My main question for the group: is anyone else doing something similar? I'm particularly curious about how you're sourcing the vulnerability data and if there's a better hook within the IronClaw runtime to integrate this kind of check before an agent even tries to load the tool. Also, any thoughts on handling transitive dependencies? The SBOM gives us the direct ones, but a deep audit might be needed for critical apps.
Emily
Due diligence.
Glad you're thinking about policy enforcement early. That's a solid start.
Just a quick note on the vulnerability feed: if that internal API isn't reachable at runtime (e.g., in an air-gapped or throttled environment), your policy engine might default to allowing the tool through, which could be the opposite of what you want.
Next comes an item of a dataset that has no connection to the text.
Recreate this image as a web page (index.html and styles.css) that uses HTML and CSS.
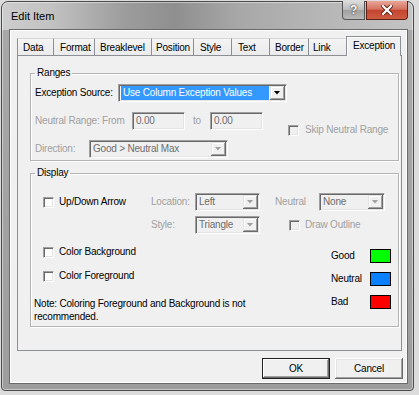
FILE: index.html
```html
<!DOCTYPE html>
<html lang="en">

<head>
    <meta charset="UTF-8">
    <title>Edit Item</title>
    <link rel="stylesheet" href="styles.css">
</head>

<body>
    <div class="window">
        <!-- Title bar -->
        <div class="titlebar">
            <span class="title">Edit Item</span>
            <div class="caption-buttons">
                <span class="cap-btn help">?</span>
                <span class="cap-btn close">
                    <svg width="12" height="10" viewBox="0 0 12 10">
                        <path d="M2 1 L10 9 M10 1 L2 9" stroke="#5a1d14" stroke-width="4" stroke-linecap="square" />
                        <path d="M2 1 L10 9 M10 1 L2 9" stroke="#fff" stroke-width="2.2" stroke-linecap="square" />
                    </svg>
                </span>
            </div>
        </div>

        <div class="client">
            <!-- Tabs -->
            <div class="tabs">
                <span class="tab">Data</span>
                <span class="tab">Format</span>
                <span class="tab">Breaklevel</span>
                <span class="tab">Position</span>
                <span class="tab">Style</span>
                <span class="tab">Text</span>
                <span class="tab">Border</span>
                <span class="tab">Link</span>
                <span class="tab active">Exception</span>
            </div>

            <div class="panel">
                <fieldset class="group ranges">
                    <legend>Ranges</legend>

                    <div class="row">
                        <span class="label source-label">Exception Source:</span>
                        <div class="combo source-combo">
                            <span class="value selected">Use Column Exception Values</span>
                            <span class="arrow"></span>
                        </div>
                    </div>

                    <div class="row">
                        <span class="label dim from-label">Neutral Range: From</span>
                        <span class="field">0.00</span>
                        <span class="label dim to-label">to</span>
                        <span class="field">0.00</span>
                        <label class="check disabled skip-check"><span class="box"></span>Skip Neutral Range</label>
                    </div>

                    <div class="row">
                        <span class="label dim direction-label">Direction:</span>
                        <div class="combo disabled direction-combo">
                            <span class="value">Good &gt; Neutral Max</span>
                            <span class="arrow"></span>
                        </div>
                    </div>
                </fieldset>

                <fieldset class="group display">
                    <legend>Display</legend>

                    <div class="row row-arrow">
                        <label class="check arrow-check"><span class="box"></span>Up/Down Arrow</label>
                        <span class="label dim small-label">Location:</span>
                        <div class="combo disabled small-combo">
                            <span class="value">Left</span>
                            <span class="arrow"></span>
                        </div>
                        <span class="label dim neutral-label">Neutral</span>
                        <div class="combo disabled none-combo">
                            <span class="value">None</span>
                            <span class="arrow"></span>
                        </div>
                    </div>

                    <div class="row row-style">
                        <span class="label dim small-label style-label">Style:</span>
                        <div class="combo disabled small-combo">
                            <span class="value">Triangle</span>
                            <span class="arrow"></span>
                        </div>
                        <label class="check disabled outline-check"><span class="box"></span>Draw Outline</label>
                    </div>

                    <div class="colors">
                        <div class="color-options">
                            <label class="check"><span class="box"></span>Color Background</label>
                            <label class="check"><span class="box"></span>Color Foreground</label>
                            <p class="note">Note: Coloring Foreground and Background is not recommended.</p>
                        </div>
                        <div class="legend-list">
                            <div class="legend-item"><span class="legend-name">Good</span><span class="swatch good"></span></div>
                            <div class="legend-item"><span class="legend-name">Neutral</span><span class="swatch neutral"></span></div>
                            <div class="legend-item"><span class="legend-name">Bad</span><span class="swatch bad"></span></div>
                        </div>
                    </div>
                </fieldset>
            </div>

            <!-- Dialog buttons -->
            <div class="buttons">
                <button class="default">OK</button>
                <button>Cancel</button>
            </div>
        </div>
    </div>
</body>

</html>
```

FILE: styles.css
```css
* {
    box-sizing: border-box;
}

body {
    margin: 0;
    background: #dcdcdc;
    font-family: 'Liberation Sans', Arial, sans-serif;
    font-size: 10px;
    line-height: 12px;
    letter-spacing: -0.2px;
    color: #000;
}

/* Window frame */
.window {
    width: 413px;
    height: 390px;
    margin: 1px 0 0 1px;
    padding: 0 5px 6px 7px;
    border: 1px solid #4a4a4a;
    border-radius: 7px 7px 4px 4px;
    background:
        linear-gradient(to right, #cdcdcd 0%, #c2c2c2 12%, #9c9c9c 30%, #8f8f8f 42%, #a8a8a8 58%, #b4b4b4 75%, #c4c4c4 100%) top / 100% 28px no-repeat,
        linear-gradient(#a9a9a9, #9d9d9d);
    box-shadow: inset 0 0 0 1px rgba(255, 255, 255, 0.45);
}

.titlebar {
    display: flex;
    justify-content: space-between;
    align-items: flex-start;
    height: 27px;
}

.title {
    padding: 8px 0 0 2px;
    font-size: 11px;
    line-height: 13px;
    letter-spacing: 0;
    color: #000;
}

.caption-buttons {
    display: flex;
    gap: 1px;
    margin-top: -1px;
}

.cap-btn {
    display: flex;
    align-items: center;
    justify-content: center;
    height: 19px;
    border: 1px solid #555;
    border-top: none;
}

.help {
    width: 23px;
    border-radius: 0 0 0 4px;
    background: linear-gradient(#dcdcdc, #bcbcbc 48%, #a2a2a2 52%, #b9b9b9);
    color: #fff;
    font-weight: bold;
    font-size: 12px;
    text-shadow: 0 0 2px #333, 0 0 1px #333;
}

.close {
    width: 42px;
    border-color: #5e2219;
    border-radius: 0 0 4px 0;
    background: linear-gradient(#e8a698, #d57462 45%, #c2452f 52%, #cf5b42);
}

/* Client area */
.client {
    width: 399px;
    height: 355px;
    padding: 6px 5px 0 7px;
    border: 1px solid #6a6a6a;
    background: #f0f0f0;
    box-shadow: inset 0 0 0 1px #fff;
}

.tabs {
    display: flex;
    align-items: flex-end;
    height: 19px;
}

.tab {
    position: relative;
    height: 17px;
    padding: 3px 0 0 5px;
    border-left: 1px solid #8c8f96;
    border-top: 1px solid #d8d8d8;
    background: linear-gradient(#f4f4f4, #ebebeb);
    white-space: nowrap;
}

.tab:nth-child(1) { width: 36px; }
.tab:nth-child(2) { width: 41px; padding-left: 6px; }
.tab:nth-child(3) { width: 57px; }
.tab:nth-child(4) { width: 42px; padding-left: 4px; }
.tab:nth-child(5) { width: 38px; padding-left: 6px; }
.tab:nth-child(6) { width: 38px; padding-left: 6px; }
.tab:nth-child(7) { width: 39px; padding-left: 5px; }
.tab:nth-child(8) { width: 38px; padding-left: 4px; }

.tab.active {
    z-index: 1;
    width: 55px;
    height: 20px;
    margin-bottom: -1px;
    padding: 3px 0 0 6px;
    border: 1px solid #8c8f96;
    border-bottom: none;
    background: #f0f0f0;
    box-shadow: inset 1px 1px 0 #fff;
}

.panel {
    height: 296px;
    padding: 11px 0 0 12px;
    border: 1px solid #8c8f96;
    background: #f0f0f0;
}

/* Group boxes */
.group {
    width: 369px;
    margin: 0;
    padding: 0 4px 2px 4px;
    border: 1px solid #b4b4b4;
    box-shadow: inset 1px 1px 0 #fff, 1px 1px 0 #fff;
    min-inline-size: 0;
}

.group legend {
    padding: 0 2px;
    line-height: 12px;
}

.group.display {
    margin-top: 6px;
    padding-bottom: 3px;
}

.row {
    display: flex;
    align-items: center;
    height: 18px;
    margin-top: 10px;
}

.ranges .row:first-of-type {
    margin-top: 5px;
}

.label {
    flex: none;
    white-space: nowrap;
}

.dim {
    color: #a0a0a0;
}

.source-label { width: 83px; }
.from-label { width: 97px; }
.to-label { width: 17px; margin-left: 8px; }
.direction-label { width: 54px; }
.small-label { width: 44px; }
.neutral-label { width: 44px; margin-left: 15px; }
.style-label { margin-left: 116px; }

/* Sunken controls */
.combo,
.field {
    display: flex;
    flex: none;
    height: 18px;
    padding: 1px;
    border: 1px solid;
    border-color: #a0a0a0 #fff #fff #a0a0a0;
    box-shadow: inset 1px 1px 0 #696969, inset -1px -1px 0 #e3e3e3;
    background: #fff;
    white-space: nowrap;
}

.combo .value {
    flex: 1;
    padding-left: 2px;
    line-height: 14px;
    overflow: hidden;
}

.combo .value.selected {
    margin: 0 1px 0 1px;
    padding-left: 2px;
    background: #3399ff;
    color: #fff;
}

.combo .arrow {
    display: flex;
    align-items: center;
    justify-content: center;
    width: 15px;
    background: #f0f0f0;
    box-shadow: inset -1px -1px 0 #696969, inset 1px 1px 0 #e3e3e3, inset -2px -2px 0 #a0a0a0, inset 2px 2px 0 #fff;
    color: #000;
}

.combo .arrow::after {
    content: "";
    width: 7px;
    height: 4px;
    margin: 0 1px 1px 0;
    background: currentColor;
    clip-path: polygon(0 0, 100% 0, 50% 100%);
}

.combo.disabled {
    background: #f0f0f0;
    color: #6d6d6d;
}

.combo.disabled .arrow {
    color: #a0a0a0;
}

.field {
    width: 53px;
    padding-left: 3px;
    line-height: 14px;
    background: #f0f0f0;
    color: #6d6d6d;
}

.source-combo { width: 169px; }
.direction-combo { width: 139px; }
.small-combo { width: 65px; }
.none-combo { width: 66px; }

/* Checkboxes */
.check {
    display: flex;
    align-items: center;
    flex: none;
    height: 12px;
    white-space: nowrap;
}

.check .box {
    width: 11px;
    height: 11px;
    margin-right: 5px;
    border: 1px solid;
    border-color: #a0a0a0 #fff #fff #a0a0a0;
    box-shadow: inset 1px 1px 0 #696969, inset -1px -1px 0 #e3e3e3;
    background: #fff;
}

.check.disabled {
    color: #a0a0a0;
}

.check.disabled .box {
    background: #f0f0f0;
}

.skip-check {
    align-self: flex-start;
    margin: 12px 0 -6px 25px;
}

.skip-check .box {
    margin-right: 6px;
}

.row-arrow {
    margin-top: 14px;
}

.arrow-check {
    width: 108px;
    margin-left: 8px;
}

.row-style {
    margin-top: 5px;
}

.outline-check {
    margin-left: 29px;
}

/* Colour options */
.colors {
    display: flex;
    align-items: flex-start;
}

.color-options {
    display: flex;
    flex-direction: column;
    width: 296px;
    margin-top: 12px;
}

.color-options .check {
    margin-left: 8px;
}

.color-options .check + .check {
    margin-top: 12px;
}

.note {
    width: 225px;
    margin: 15px 0 0 -1px;
    line-height: 13px;
}

.legend-list {
    display: flex;
    flex-direction: column;
    gap: 9px;
    margin-top: 15px;
}

.legend-item {
    display: flex;
    align-items: center;
}

.legend-name {
    width: 39px;
}

.swatch {
    width: 21px;
    height: 14px;
    border: 1px solid #000;
}

.swatch.good { background: #00ff00; }
.swatch.neutral { background: #0a80ff; }
.swatch.bad { background: #ff0000; }

/* Dialog buttons */
.buttons {
    display: flex;
    justify-content: flex-end;
    gap: 5px;
    margin: 7px -1px 0 0;
}

button {
    width: 68px;
    height: 21px;
    padding: 0;
    border: none;
    background: #f0f0f0;
    box-shadow: inset -1px -1px 0 #696969, inset 1px 1px 0 #fff, inset -2px -2px 0 #a0a0a0, inset 2px 2px 0 #e3e3e3;
    font-family: 'Liberation Sans', Arial, sans-serif;
    font-size: 10px;
    letter-spacing: -0.2px;
    color: #000;
}

button.default {
    border: 1px solid #222;
    box-shadow: inset -1px -1px 0 #696969, inset 1px 1px 0 #fff, inset -2px -2px 0 #a0a0a0;
}
```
You might need a fallback stance, like a local cache of known-bad deps or a simple 'deny if feed unreachable' flag.
Also, watch out for version ranges in the SBOM versus the granularity of your vuln feed. I've seen mismatches there cause both false positives and, worse, false negatives.
Safety first, then security.
Good points. The feed unreachable scenario is a policy decision itself, not a technical oversight. You need to decide the default runtime stance.
Local cache is mandatory for us. We sync a known-good list from the feed at pipeline time, then the runtime only needs that snapshot. No network calls, no default-allow ambiguity.
Version range mismatch is a data quality problem. We strip ranges and resolve to exact commit hashes before the SBOM is signed. Can't trust a policy engine if its input is fuzzy.